To take the last point first. The D-Day landings involved a massive sea and airborne assault, which in terms of numbers of men, machines, planes and ships, has not been equalled. Modern filmic tricks  (I’m thinking of CGI) can go some way to presenting the illusion of the vastness of such an enterprise. 

TLD doesn’t manage this (I suppose the budget didn’t stretch to hiring a navy or two). It is largely a series of episodes, fairly close-up, of military activity. There’s one moment where a German defender suddenly sees what a moment before was empty ocean full of the menacing dots of an approaching armada – but the dots remain distant dots.

TLD does not capture the vast surge of forces across the Channel and, stutteringly, into France.

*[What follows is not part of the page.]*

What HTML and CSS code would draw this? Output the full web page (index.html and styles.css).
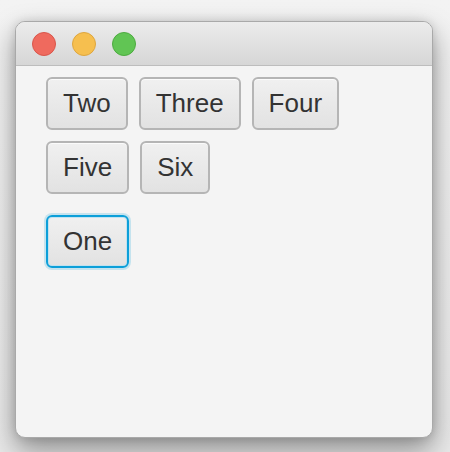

Of the other two problems, one may be forgivable given the date of TLD. It does not tell D-Day well. In this it falters in its documentary mission, especially from the allied point of view. Perhaps TLD’s makers assumed that its original audiences would know their recent history.

Historical structure is provided by the German narrative in TLD (there were a lot of veteran German consultants). The Germans were ignorant of the Allied strategy and tactics (in spite of TLD’s suggestive opening scene). So tension is generated by – first, their belief that the invasion would be near Calais, not Normandy; second, that the weather of 5/6 June would mean that nothing would happen, anywhere, during that 48 hours; third, by their “blindness”, in the sense of lack of communications though sabotage; and, fourth, their initial inability to assess the invasion as otherwise than a diversionary “commando” attack.

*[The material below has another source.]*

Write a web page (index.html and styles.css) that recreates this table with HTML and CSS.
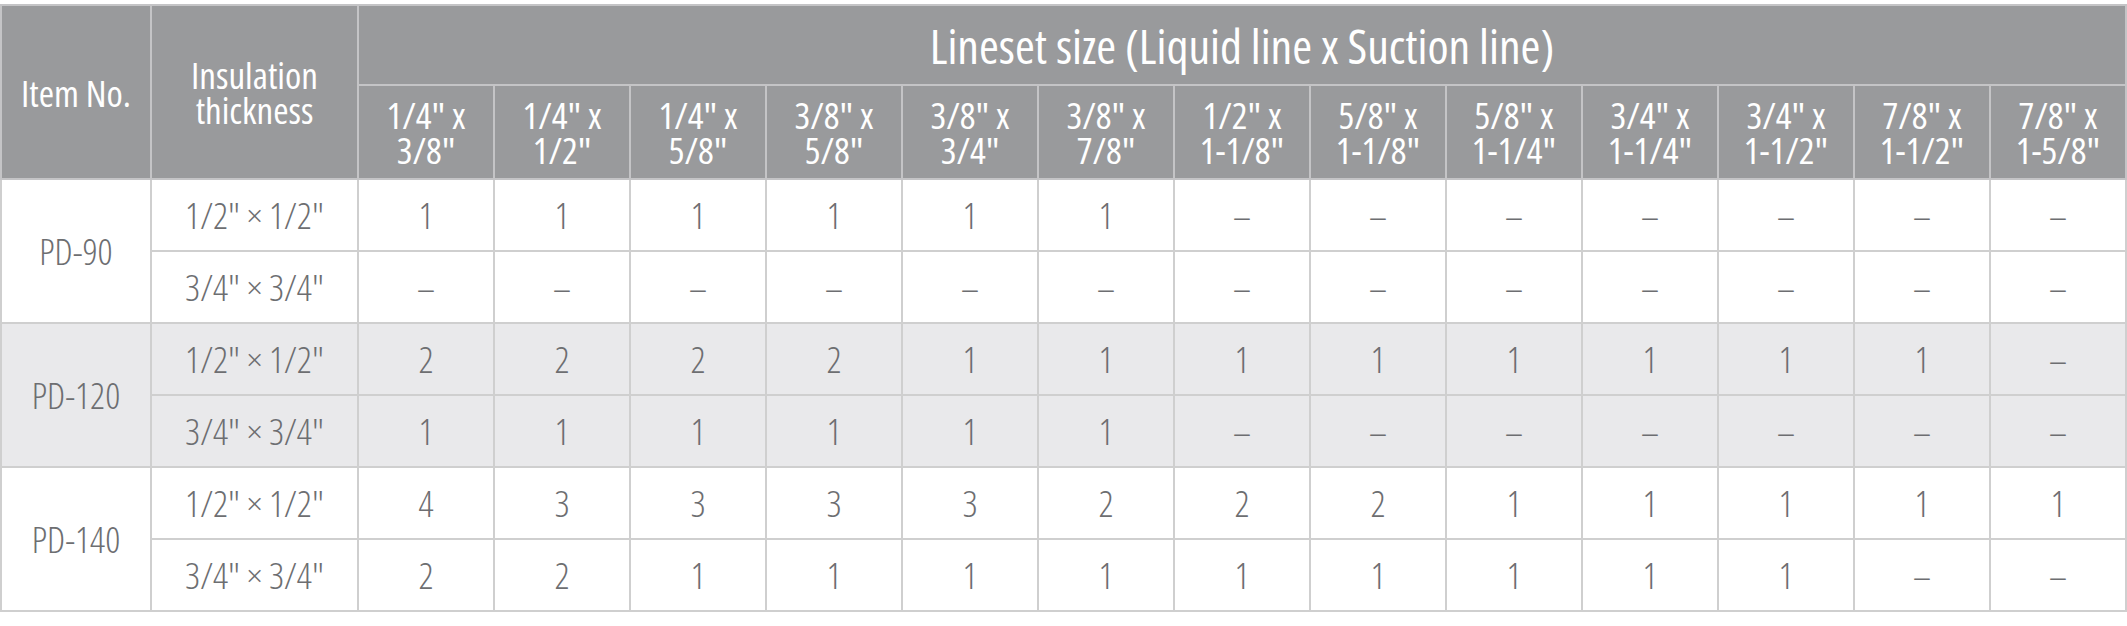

The modern viewer very much sees the unfolding of D-Day through the Germans’ uncertain eyes. This works well, as far as it goes, but the grandeur and risk of the venture is missing.

Meanwhile.. on the Allied side we mainly get anecdotes. Not just anecdotes: star-infested anecdotes.

The TLD production team enticed pretty much the entire contemporary galaxy of Hollywood male stars to do a military turn – John Wayne, Robert Mitchum, Richard Burton, plus up and comers like Sean Connery. Each has to have a “Me! Me! Vignette. Much of TLD is knitted together series of cameos for the stars. This is not to say that the cameos are bad (they’re good) or historically inaccurate (they’re not). 




The effect is distracting, in more than one way. You can’t help playing “spot the star”. And the casting policy subtly undermines the achievements and sacrifices of the non-starry multitudes (but I do not forget that many of those stars were in the WW2 military themselves).

One of the most coherent episodes of TLD is, to my mind, the depiction of the assault by Free French commandos on the coastal town of Ouistreham. This is shown largely by a real time aerial shot of the scurrying, dodging troops as they move through the town. It was one of the memories I retained from my childhood viewing: the cool cinematic perspective on desperate, athletic courage.